Saturday, April 18, 2015

 

Surprising gypsies who feel the earth running under their feet

DIANE GLANCY – AMERICAN GYPSY - 2001

This play goes a lot farther than what Diane Glancy says in her introduction:

“An American Gypsy is a Native American who knows migrations and restlessness.”

In America Indians are rootless because they have been uprooted. They have been deculturized by the genocide and the exclusion locking them up in reservations and strangely enough it put most of them on the roads with no roots but with bikes to perambulate aimlessly and endlessly.


They have been acculturated into Christianity and they become white, hence chickens under Jesus the chicken herder. They did not even have to grow the feathers they were already wearing.

Then they have to live with mortgages and banks that repossess their houses when they can’t pay putting them back on the road. It is a constant story of migration. You marry a sailor and you have to move to the East Coast and you’re parked in a military base.

Migrations that bring you to places where you are tied up till you have to move again though you do not decide.
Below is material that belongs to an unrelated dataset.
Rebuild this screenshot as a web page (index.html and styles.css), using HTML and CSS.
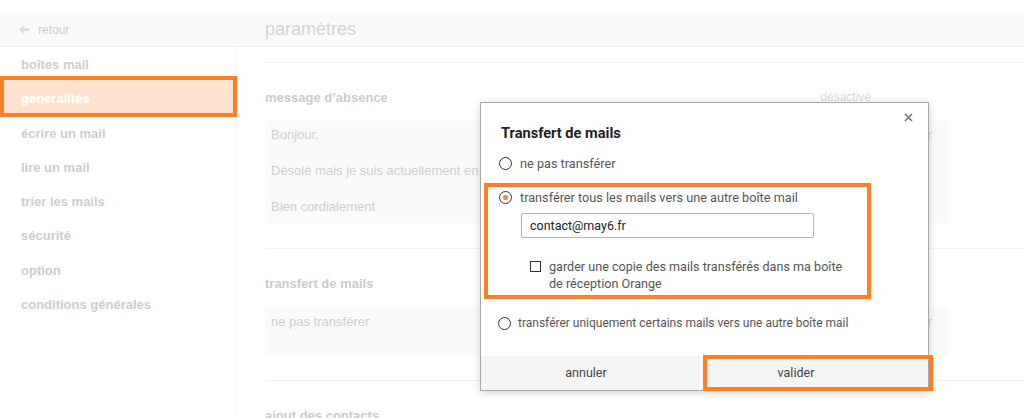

It comes to you. It’s fate.


Like Titomo killed by his own bullet that falls back onto and into his skull punishing him for shooting in the sky like the old western proverb says about spitting up in the air and always getting it back on your face. Even the cemetery is not final since then you move to the next world.

But that’s the surface. The play is also a strong satire of the American and Christian society they have to live in and integrate into.
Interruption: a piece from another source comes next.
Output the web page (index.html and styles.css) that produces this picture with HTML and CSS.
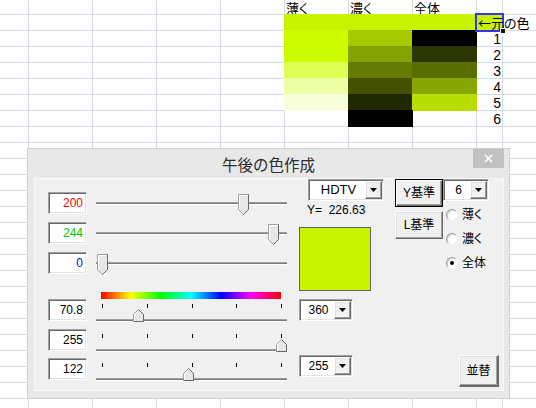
FILE: index.html
```html
<!DOCTYPE html>
<html lang="ja">
<head>
<meta charset="utf-8">
<title>午後の色作成</title>
<link rel="stylesheet" href="styles.css">
</head>
<body>
<div class="sheet">
  <div class="cell hdr c5">薄く</div>
  <div class="cell hdr c6">濃く</div>
  <div class="cell hdr c7">全体</div>

  <div class="cell fill band r1" style="background:#c8f400"></div>
  <div class="cell fill c8 r1 sel" style="background:#c8f400"><span class="orig">←元の色</span><span class="handle"></span></div>

  <div class="cell fill c5 r2" style="background:#cdfb00"></div>
  <div class="cell fill c6 r2" style="background:#a7cb00"></div>
  <div class="cell fill c7 r2" style="background:#000000"></div>
  <div class="cell num c8 r2">1</div>

  <div class="cell fill c5 r3" style="background:#cdfb00"></div>
  <div class="cell fill c6 r3" style="background:#85a300"></div>
  <div class="cell fill c7 r3" style="background:#2c3600"></div>
  <div class="cell num c8 r3">2</div>

  <div class="cell fill c5 r4" style="background:#defd55"></div>
  <div class="cell fill c6 r4" style="background:#647a00"></div>
  <div class="cell fill c7 r4" style="background:#5a6e00"></div>
  <div class="cell num c8 r4">3</div>

  <div class="cell fill c5 r5" style="background:#edfea5"></div>
  <div class="cell fill c6 r5" style="background:#435100"></div>
  <div class="cell fill c7 r5" style="background:#88a600"></div>
  <div class="cell num c8 r5">4</div>

  <div class="cell fill c5 r6" style="background:#f7ffdb"></div>
  <div class="cell fill c6 r6" style="background:#212900"></div>
  <div class="cell fill c7 r6" style="background:#b7de00"></div>
  <div class="cell num c8 r6">5</div>

  <div class="cell fill c6 r7" style="background:#000000"></div>
  <div class="cell num c8 r7">6</div>
</div>

<div class="dialog">
  <div class="titlebar">
    <span></span>
    <span class="title">午後の色作成</span>
    <span class="close"><svg width="9" height="9" viewBox="0 0 9 9"><path d="M1 1L8 8M8 1L1 8" stroke="#fff" stroke-width="1.6"/></svg></span>
  </div>
  <div class="panel">
    <div class="left">
      <div class="srow">
        <div class="tbox sunken red">200</div>
        <div class="slider">
          <span class="track mid-track"></span>
          <svg class="thumb dn" style="left:142px" width="11" height="21" viewBox="0 0 11 21"><path d="M0.5 15.5V0.5H10.5V15.5L5.5 20.5Z" fill="#e7e7e7" stroke="#a0a0a0"/><path d="M1.5 15V1.5H9.5" fill="none" stroke="#fff"/><path d="M10.5 0.5V15.5L5.5 20.5" fill="none" stroke="#696969"/></svg>
        </div>
      </div>
      <div class="srow gap8">
        <div class="tbox sunken green">244</div>
        <div class="slider">
          <span class="track mid-track"></span>
          <svg class="thumb dn" style="left:172px" width="11" height="21" viewBox="0 0 11 21"><path d="M0.5 15.5V0.5H10.5V15.5L5.5 20.5Z" fill="#e7e7e7" stroke="#a0a0a0"/><path d="M1.5 15V1.5H9.5" fill="none" stroke="#fff"/><path d="M10.5 0.5V15.5L5.5 20.5" fill="none" stroke="#696969"/></svg>
        </div>
      </div>
      <div class="srow gap8">
        <div class="tbox sunken blue">0</div>
        <div class="slider">
          <span class="track mid-track"></span>
          <svg class="thumb dn" style="left:1px" width="11" height="21" viewBox="0 0 11 21"><path d="M0.5 15.5V0.5H10.5V15.5L5.5 20.5Z" fill="#e7e7e7" stroke="#a0a0a0"/><path d="M1.5 15V1.5H9.5" fill="none" stroke="#fff"/><path d="M10.5 0.5V15.5L5.5 20.5" fill="none" stroke="#696969"/></svg>
        </div>
      </div>

      <div class="rainbow"></div>

      <div class="srow">
        <div class="tbox sunken">70.8</div>
        <div class="slider">
          <div class="ticks"><i></i><i></i><i></i><i></i><i></i></div>
          <span class="track low-track"></span>
          <svg class="thumb up" style="left:37px" width="11" height="13" viewBox="0 0 11 13"><path d="M0.5 12.5V5.5L5.5 0.5L10.5 5.5V12.5Z" fill="#e7e7e7" stroke="#a0a0a0"/><path d="M1.5 12V5.9L5.5 1.9" fill="none" stroke="#fff"/><path d="M5.5 0.5L10.5 5.5V12.5H0.5" fill="none" stroke="#696969"/></svg>
        </div>
      </div>
      <div class="srow gap8">
        <div class="tbox sunken">255</div>
        <div class="slider">
          <div class="ticks"><i></i><i></i><i></i><i></i><i></i></div>
          <span class="track low-track"></span>
          <svg class="thumb up" style="left:180px" width="11" height="13" viewBox="0 0 11 13"><path d="M0.5 12.5V5.5L5.5 0.5L10.5 5.5V12.5Z" fill="#e7e7e7" stroke="#a0a0a0"/><path d="M1.5 12V5.9L5.5 1.9" fill="none" stroke="#fff"/><path d="M5.5 0.5L10.5 5.5V12.5H0.5" fill="none" stroke="#696969"/></svg>
        </div>
      </div>
      <div class="srow gap7">
        <div class="tbox sunken">122</div>
        <div class="slider">
          <div class="ticks"><i></i><i></i><i></i><i></i><i></i></div>
          <span class="track low-track"></span>
          <svg class="thumb up" style="left:87px" width="11" height="13" viewBox="0 0 11 13"><path d="M0.5 12.5V5.5L5.5 0.5L10.5 5.5V12.5Z" fill="#e7e7e7" stroke="#a0a0a0"/><path d="M1.5 12V5.9L5.5 1.9" fill="none" stroke="#fff"/><path d="M5.5 0.5L10.5 5.5V12.5H0.5" fill="none" stroke="#696969"/></svg>
        </div>
      </div>
    </div>

    <div class="mid">
      <div class="combo sunken hdtv"><span class="val">HDTV</span><span class="drop raised"><svg width="7" height="4" viewBox="0 0 7 4"><path d="M0 0H7L3.5 4Z" fill="#000"/></svg></span></div>
      <div class="ylabel">Y=&nbsp; 226.63</div>
      <div class="swatch" style="background:#c8f400"></div>
      <div class="combo sunken cb360"><span class="val">360</span><span class="drop raised"><svg width="7" height="4" viewBox="0 0 7 4"><path d="M0 0H7L3.5 4Z" fill="#000"/></svg></span></div>
      <div class="combo sunken cb255"><span class="val">255</span><span class="drop raised"><svg width="7" height="4" viewBox="0 0 7 4"><path d="M0 0H7L3.5 4Z" fill="#000"/></svg></span></div>
    </div>

    <div class="right">
      <div class="rtop">
        <div class="colA">
          <div class="btn default">Y基準</div>
          <div class="btn raised lbtn">L基準</div>
        </div>
        <div class="colB">
          <div class="combo sunken cb6"><span class="val">6</span><span class="drop raised"><svg width="7" height="4" viewBox="0 0 7 4"><path d="M0 0H7L3.5 4Z" fill="#000"/></svg></span></div>
          <div class="radios">
            <div class="radio"><span class="dot"></span><span>薄く</span></div>
            <div class="radio"><span class="dot"></span><span>濃く</span></div>
            <div class="radio"><span class="dot on"></span><span>全体</span></div>
          </div>
        </div>
      </div>
      <div class="btn raised sort">並替</div>
    </div>
  </div>
</div>
</body>
</html>
```

FILE: styles.css
```css
* { box-sizing: border-box; }
html, body { margin: 0; padding: 0; }
body {
  width: 536px;
  height: 408px;
  overflow: hidden;
  position: relative;
  background: #fff;
  font-family: "Liberation Sans", "Noto Sans CJK JP", sans-serif;
  font-size: 12px;
  color: #000;
}

/* ---------- spreadsheet ---------- */
.sheet {
  display: grid;
  grid-template-columns: 29px repeat(7, 64px) 26px 1fr;
  grid-template-rows: 15px repeat(25, 16px);
  height: 408px;
  background-image:
    linear-gradient(to right, transparent 502px, #d4dae6 502px, #d4dae6 503px, transparent 503px),
    repeating-linear-gradient(to right, transparent 0 28px, #d4dae6 28px 29px, transparent 29px 64px),
    repeating-linear-gradient(to bottom, transparent 0 14px, #d4dae6 14px 15px, transparent 15px 16px);
  font-family: "Noto Sans CJK JP", sans-serif;
  font-size: 13px;
  font-feature-settings: "palt";
}
.cell { line-height: 16px; white-space: nowrap; }
.hdr { grid-row: 1; line-height: 15px; padding-left: 1px; }
.c5 { grid-column: 6; }
.c6 { grid-column: 7; }
.c7 { grid-column: 8; }
.c8 { grid-column: 9; }
.band { grid-column: 6 / 9; }
.r1 { grid-row: 2; }
.r2 { grid-row: 3; }
.r3 { grid-row: 4; }
.r4 { grid-row: 5; }
.r5 { grid-row: 6; }
.r6 { grid-row: 7; }
.r7 { grid-row: 8; }
.fill { margin: -1px 0 0 -1px; }
.num {
  text-align: right;
  padding-right: 2px;
  font-family: "Liberation Sans", sans-serif;
  font-size: 14px;
  line-height: 16px;
}
.sel {
  position: relative;
  outline: 2px solid #3a34f0;
  outline-offset: -1px;
}
.orig { position: relative; z-index: 1; padding-left: 2px; line-height: 17px; }
.handle {
  position: absolute;
  right: -3px;
  bottom: -3px;
  width: 6px;
  height: 6px;
  background: #111;
  border: 1px solid #fff;
  z-index: 2;
}

/* ---------- dialog ---------- */
.dialog {
  position: absolute;
  left: 27px;
  top: 148px;
  width: 483px;
  height: 251px;
  background: #e8e8e8;
  border: 1px solid #d0d0d0;
  display: flex;
  flex-direction: column;
  font-feature-settings: "palt";
}
.titlebar {
  height: 29px;
  flex: none;
  display: grid;
  grid-template-columns: 1fr auto 1fr;
}
.title {
  align-self: center;
  font-family: "Noto Sans CJK JP", sans-serif;
  font-feature-settings: normal;
  font-size: 15.5px;
  line-height: 20px;
  color: #2e2e2e;
  padding-top: 1px;
}
.close {
  justify-self: end;
  align-self: start;
  width: 31px;
  height: 19px;
  margin-right: 5px;
  background: #c2c2c2;
  display: flex;
  align-items: center;
  justify-content: center;
}
.panel {
  flex: 1;
  margin: 0 5px 7px 6px;
  background: #f0f0f0;
  border: 1px solid #f9f9f9;
  display: flex;
  align-items: flex-start;
}

.sunken {
  background: #fff;
  border: 1px solid;
  border-color: #a0a0a0 #fff #fff #a0a0a0;
  box-shadow: inset 1px 1px 0 #696969, inset -1px -1px 0 #e3e3e3;
}
.raised {
  background: #f0f0f0;
  border: 1px solid;
  border-color: #fff #696969 #696969 #fff;
  box-shadow: inset -1px -1px 0 #a0a0a0, inset 1px 1px 0 #e3e3e3;
}

/* left column */
.left {
  margin-left: 13px;
  padding-top: 13px;
  display: flex;
  flex-direction: column;
}
.srow { display: flex; height: 22px; gap: 9px; }
.gap8 { margin-top: 8px; }
.gap7 { margin-top: 7px; }
.tbox {
  width: 39px;
  height: 22px;
  text-align: right;
  padding: 0 3px 0 2px;
  line-height: 20px;
  font-size: 12px;
}
.red { color: #ff0000; }
.green { color: #00c800; }
.blue { color: #0000ff; }
.slider { position: relative; width: 191px; height: 22px; }
.track {
  display: block;
  height: 3px;
  background: linear-gradient(to bottom, #a0a0a0 0 1px, #7a7a7a 1px 2px, #fff 2px 3px);
}
.mid-track { margin-top: 10px; }
.low-track { margin-top: 11px; }
.thumb { position: absolute; display: block; }
.thumb.dn { top: 2px; }
.thumb.up { top: 10px; }
.ticks {
  display: flex;
  justify-content: space-between;
  margin: 5px 0 0 6px;
  width: 180px;
  height: 4px;
}
.ticks i { width: 1px; height: 4px; background: #000; }
.rainbow {
  margin: 18px 0 0 53px;
  width: 180px;
  height: 7px;
  background: linear-gradient(to right, #f00, #ff0 16.67%, #0f0 33.33%, #0ff 50%, #00f 66.67%, #f0f 83.33%, #f00);
}

/* middle column */
.mid {
  margin-left: 12px;
  width: 85px;
  display: flex;
  flex-direction: column;
}
.combo {
  display: flex;
  height: 22px;
  padding: 1px;
}
.combo .val {
  flex: 1;
  text-align: center;
  line-height: 18px;
  font-size: 12px;
  padding-left: 2px;
}
.combo .drop {
  width: 17px;
  height: 18px;
  display: flex;
  align-items: center;
  justify-content: center;
}
.hdtv { margin-left: 9px; width: 76px; }
.hdtv .val { font-size: 13px; }
.ylabel { margin: 2px 0 0 8px; line-height: 14px; font-size: 12px; white-space: nowrap; }
.swatch {
  margin-top: 10px;
  width: 72px;
  height: 64px;
  border: 1px solid #646464;
}
.cb360 { margin-top: 8px; width: 54px; }
.cb255 { margin-top: 34px; width: 54px; }

/* right column */
.right {
  margin-left: 11px;
  display: flex;
  flex-direction: column;
}
.rtop { display: flex; }
.colA { display: flex; flex-direction: column; }
.colB { display: flex; flex-direction: column; }
.btn {
  width: 48px;
  height: 28px;
  display: flex;
  align-items: center;
  justify-content: center;
  font-size: 12px;
  line-height: 16px;
}
.btn.default {
  background: #f0f0f0;
  border: 1px solid #000;
  box-shadow: inset 1px 1px 0 #fff, inset -1px -1px 0 #696969, inset -2px -2px 0 #a0a0a0;
}
.lbtn { margin-top: 4px; }
.cb6 { width: 46px; }
.radios {
  margin: 2px 0 0 3px;
  display: flex;
  flex-direction: column;
}
.radio {
  height: 24px;
  display: flex;
  align-items: center;
  gap: 4px;
  font-size: 12px;
  line-height: 16px;
}
.dot {
  width: 12px;
  height: 12px;
  border-radius: 50%;
  background: #fff;
  border: 1px solid;
  border-color: #a0a0a0 #f4f4f4 #f4f4f4 #a0a0a0;
  box-shadow: inset 1px 1px 0 #d0d0d0;
}
.dot.on::after {
  content: "";
  display: block;
  width: 4px;
  height: 4px;
  border-radius: 50%;
  background: #000;
  margin: 3px auto 0;
}
.sort {
  margin: 80px 0 0 64px;
  width: 40px;
  height: 32px;
  border-bottom-width: 2px;
  border-right-width: 2px;
}
```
The chickens (white Indians as well as the birds you eat fried or not, southern or whatever in restaurants) are a metaphor or are submitted to a metaphor, one way or the other. The chickens are the white Christianized Indians and they are equated to angels, those Christian flying winged beings who don’t wear underwear and under whose skirts you can look between their legs. The dream of all dreams: to make love to angels.
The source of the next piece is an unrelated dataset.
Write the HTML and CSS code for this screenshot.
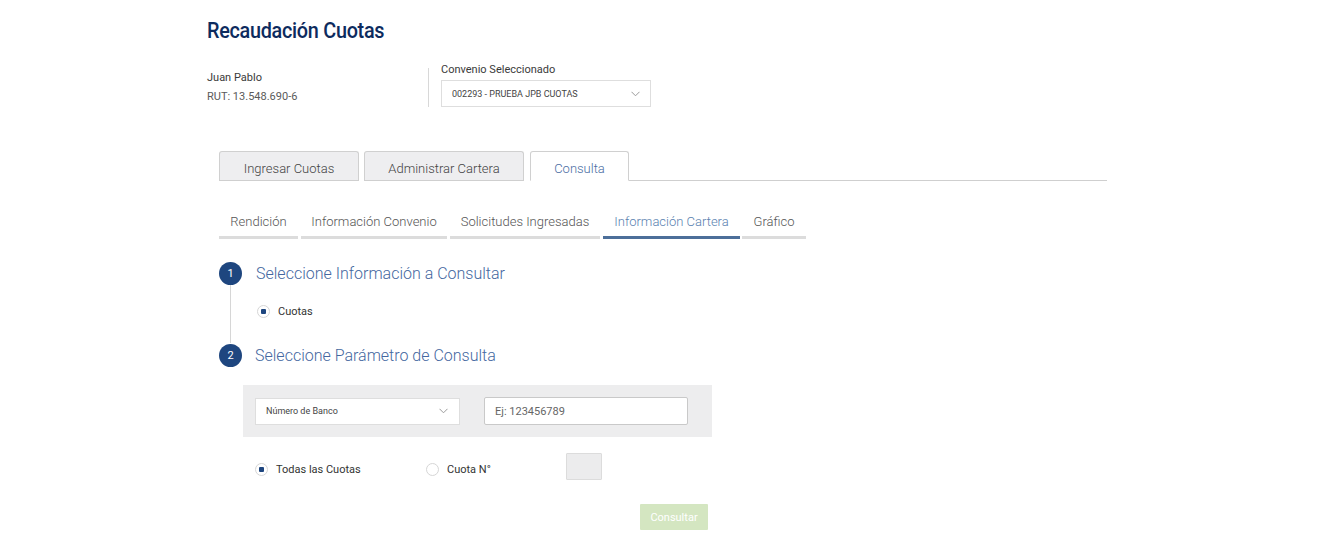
FILE: index.html
```html
<!DOCTYPE html>
<html lang="es">
<head>
<meta charset="utf-8">
<title>Recaudación Cuotas</title>
<link rel="stylesheet" href="styles.css">
</head>
<body>
<div class="page">
  <h1 class="title">Recaudación Cuotas</h1>
  <div class="header">
    <div class="user">
      <div class="user-name">Juan Pablo</div>
      <div class="user-rut">RUT: 13.548.690-6</div>
    </div>
    <div class="divider"></div>
    <div class="convenio">
      <div class="convenio-label">Convenio Seleccionado</div>
      <div class="select select-convenio">
        <span>002293 - PRUEBA JPB CUOTAS</span>
        <svg class="chev" width="9" height="6" viewBox="0 0 9 6"><path d="M0.5 0.8 L4.5 4.8 L8.5 0.8" fill="none" stroke="#9a9a9a" stroke-width="1"/></svg>
      </div>
    </div>
  </div>

  <div class="tabs">
    <div class="tab">Ingresar Cuotas</div>
    <div class="tab tab-2">Administrar Cartera</div>
    <div class="tab tab-active">Consulta</div>
    <div class="tab-rest"></div>
  </div>

  <div class="subtabs">
    <div class="subtab st-1">Rendición</div>
    <div class="subtab st-2">Información Convenio</div>
    <div class="subtab st-3">Solicitudes Ingresadas</div>
    <div class="subtab st-4 subtab-active">Información Cartera</div>
    <div class="subtab st-5">Gráfico</div>
  </div>

  <div class="steps">
    <div class="step step-1">
      <div class="step-head">
        <div class="step-num">1</div>
        <div class="step-title">Seleccione Información a Consultar</div>
      </div>
      <div class="step-body body-1">
        <label class="radio"><span class="dot dot-on"></span>Cuotas</label>
      </div>
    </div>
    <div class="step step-2">
      <div class="step-head">
        <div class="step-num">2</div>
        <div class="step-title">Seleccione Parámetro de Consulta</div>
      </div>
      <div class="panel">
        <div class="select select-banco">
          <span>Número de Banco</span>
          <svg class="chev" width="9" height="6" viewBox="0 0 9 6"><path d="M0.5 0.8 L4.5 4.8 L8.5 0.8" fill="none" stroke="#9a9a9a" stroke-width="1"/></svg>
        </div>
        <div class="input">Ej: 123456789</div>
      </div>
      <div class="options">
        <label class="radio radio-todas"><span class="dot dot-on"></span>Todas las Cuotas</label>
        <label class="radio radio-cuota"><span class="dot"></span>Cuota N°</label>
        <div class="small-box"></div>
      </div>
      <div class="actions">
        <button class="btn">Consultar</button>
      </div>
    </div>
  </div>
</div>
</body>
</html>
```
FILE: styles.css
```css
* { box-sizing: border-box; }
html, body { margin: 0; padding: 0; background: #fff; }
body { font-family: Roboto, "Liberation Sans", sans-serif; color: #333; }

.page { padding-left: 207px; padding-top: 17px; width: 1331px; }

.title {
  margin: 0;
  font-size: 22px;
  font-weight: 500;
  color: #0d2b5e;
  letter-spacing: -0.3px;
  line-height: 28px;
  transform: scaleX(0.9);
  transform-origin: left center;
}

.header { display: flex; align-items: flex-start; margin-top: 18px; height: 72px; }
.user { width: 221px; padding-top: 8px; }
.user-name { font-size: 11px; color: #3a3a3a; line-height: 14px; }
.user-rut { font-size: 11px; color: #5a5a5a; line-height: 14px; margin-top: 5px; }
.divider { width: 1px; height: 39px; background: #d8d8d8; margin-top: 5px; }
.convenio { margin-left: 12px; }
.convenio-label { font-size: 11px; color: #3a3a3a; line-height: 14px; }
.select {
  display: flex; align-items: center; justify-content: space-between;
  background: #fff; border: 1px solid #dedede;
  font-size: 9px; color: #444;
}
.select-convenio { width: 210px; height: 27px; margin-top: 3px; padding: 0 10px 0 10px; }
.chev { display: block; }

.tabs { display: flex; align-items: flex-end; margin-left: 12px; width: 888px; height: 30px; margin-top: 16px; }
.tab {
  height: 30px; border: 1px solid #d0d0d0; border-bottom: 1px solid #cfcfcf;
  border-radius: 3px 3px 0 0; background: #eeeef0;
  font-size: 13px; font-weight: 300; color: #444; display: flex; align-items: center; justify-content: center;
  padding-top: 5px;
}
.tab:nth-child(1) { width: 140px; }
.tab-2 { width: 160px; margin-left: 5px; }
.tab-active { width: 99px; margin-left: 6px; background: #fff; border-bottom-color: #fff; color: #4a6ea3; }
.tab-rest { flex: 1; border-bottom: 1px solid #cfcfcf; height: 1px; }

.subtabs { display: flex; margin-left: 12px; margin-top: 31px; gap: 3px; }
.subtab {
  font-size: 13px; font-weight: 300; color: #555; text-align: center;
  height: 27px; border-bottom: 3px solid #dcdcdc; line-height: 20px;
}
.st-1 { width: 79px; }
.st-2 { width: 146px; }
.st-3 { width: 150px; }
.st-4 { width: 137px; }
.st-5 { width: 64px; margin-left: -1px; }
.subtab-active { color: #5a7fb0; border-bottom-color: #4d6f9a; }

.steps { margin-left: 12px; margin-top: 22px; }
.step-head { display: flex; align-items: center; height: 24px; }
.step-num {
  width: 23px; height: 23px; border-radius: 50%; background: #1e467f; color: #fff;
  font-size: 11px; display: flex; align-items: center; justify-content: center;
}
.step-title { margin-left: 14px; font-size: 16px; font-weight: 300; color: #4467a0; }
.step-2 .step-title { margin-left: 13px; }

.body-1 {
  margin-left: 11px; border-left: 1px solid #d6d6d6;
  height: 58px; padding-top: 20px; padding-left: 26px;
}
.radio { display: flex; align-items: center; font-size: 11px; color: #333; }
.dot {
  width: 13px; height: 13px; border-radius: 50%; border: 1px solid #d6d6d6; background: #fff;
  display: inline-flex; align-items: center; justify-content: center; margin-right: 8px;
}
.dot-on::after { content: ""; width: 5px; height: 5px; background: #1e467f; border-radius: 1px; }

.panel {
  margin-left: 24px; margin-top: 18px; width: 469px; height: 52px; background: #ededee;
  display: flex; align-items: center; padding-left: 12px; gap: 24px;
}
.select-banco { width: 205px; height: 27px; padding: 0 11px 0 10px; }
.input {
  width: 204px; height: 28px; background: #fff; border: 1px solid #c9c9c9; border-radius: 2px;
  font-size: 11px; color: #666; display: flex; align-items: center; padding-left: 10px;
}

.options { display: flex; align-items: flex-start; margin-left: 36px; margin-top: 16px; height: 27px; }
.radio-todas { width: 170px; margin-top: 10px; }
.radio-cuota { width: 140px; margin-top: 10px; margin-left: 1px; }
.small-box { width: 36px; height: 27px; background: #ececed; border: 1px solid #dcdcdc; border-radius: 1px; }

.actions { margin-left: 421px; margin-top: 24px; }
.btn {
  width: 68px; height: 26px; background: #d4e6c1; border: 0; border-radius: 1px;
  color: #fff; font-family: Roboto, "Liberation Sans", sans-serif; font-size: 11px; padding: 0;
}
```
The metaphor is developed in all kinds of ways.

But when you add the pain of deculturation to this artificial acculturation Indians are gypsies because the land under their feet is pulled away, the environment is constantly changing by man’s own doing, they are constantly on their bikes escaping some fear or menace, and they are reaching for someone or something they can’t have. But above all they are left in their gypsy state with their stubbornness, their determination and their selfishness. The author only forgets their loss of their Indian reality has made them aimless: they reach out for something that does not even exist.


Then and only then, the conclusion is clear. The Indian chickens are like angels looking for a place to land. But they can’t see. They speak meaningless words and they can’t hear because their ears are stuck in their feathers as if these feathers were a biker’s cap, these feathers they used to wear when they were still Indians. Hence their ears are locked up in their traditions themselves locked up in the biker’s helmet they have to wear on their gypsy bikes to more or less go around unnoticed in that sort of conformity. And then they have visions, and we, the whites, the Americans, the masters of this world, just as much as all Indians, should dread these goggles that give Indians visions of another world since they are blind to this one. They are dangerous, the goggles and the Indians who wear them. They can bring a vengeance to the surface, or a change of fate and lot.

That’s the only touch of possible regeneration for the chickenized Indians. When the lightning strikes, now the chicken coop of the locked up reservation has been dismantled, Indian chicken will rise, or at least may rise.